I looked up from the toilet and see one bright blue dopey eye peeking through the crack of the bathroom door. A little sigh escaped past my lips and I reached up to close the door a bit more but not latch it. A bulbus nose nudges the door open enough so that I can see the one brown, one blue eye, harlequin Great Dane impatiently waiting for me to finish my business so that I can let him out to do his. Since I’ve had children and one dog after another, I can’t remember the last time I went to the bathroom without an audience. It is one of life’s little luxuries that a mother and dog owner freely surrenders.
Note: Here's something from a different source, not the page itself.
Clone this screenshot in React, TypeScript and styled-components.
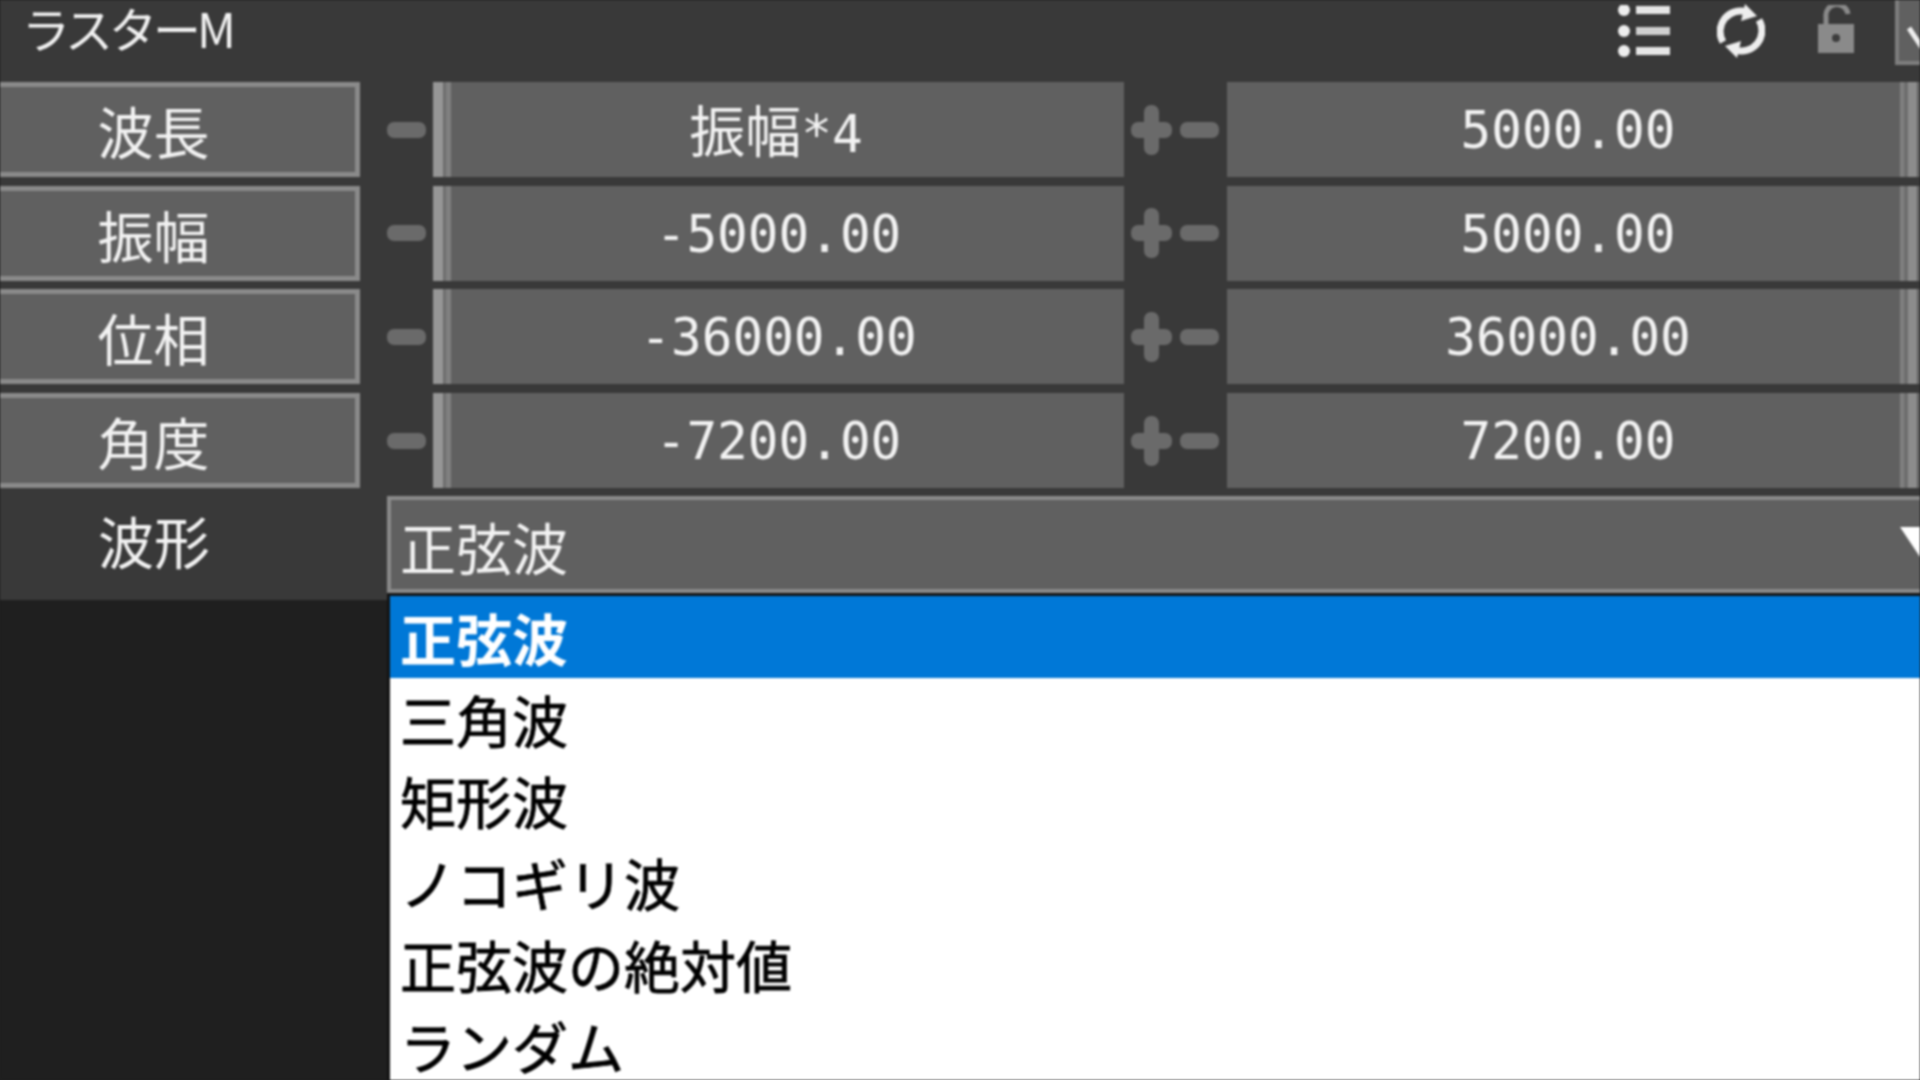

The pandemic triggered safety protocols to work from home. And as the universe would have it, a once-in-a-life time offer to permanently work from home came about. Each morning my eyes open to a pair of yellow eyes of the Weimaraner, eerily staring at me to my left and a giant Great Dane anus connected to four outstretched legs to my right. I reluctantly leave the warmth of my covers and fresh cotton sheets to go downstairs surrounded by overexcited dogs eager to relieve themselves. Sometimes I have to rush out to the backyard before the morning light with my high power flashlight looking to bag up dog feces, hoping that I do not step in it first. I absent mindedly fill the dog bowls with food & water and the early morning stillness is abruptly interrupted with the sounds of savages scarfing down their breakfast as if they have been fasting for weeks followed by tongues lapping up water with equal velocity.
We all return to bed for a nap until it was time for me to log in for work. I sit in front of the dual monitors clicking away for 8 hours, periodically disrupted by a large bulbus head nudging my elbow for attention. The college sophomore frequently bounces downstairs with some revelation or complaint, often in the middle of a video conference call. I force myself to break for a 30-minute lunch and often make a cup of tea that sits neglected for hours because an unexpected urgent matter demands my immediate attention. At 5:30, I log off and four times a week I make my homage to Orange Theory Fitness, otherwise I do not leave the house and I am never alone.
At night when the Hubs is home, I attempt to steal a few minutes of solitary quietness and retreat to the bedroom. I sneak upstairs hoping to evade the Great Dane following me like a baby duck, softly closing the bedroom door behind me. On successful escapes, I giddily smooth the sheets on my bed before getting in and savor the few minutes of being alone, not needed by anyone, not having to fulfill a need. The temporary tranquility is often short lived as the college sophomore bursts in to share his frustrations of online courses or the sound of dogs stampeding up the stairs to retire for the evening … and my day restarts like Groundhog Day.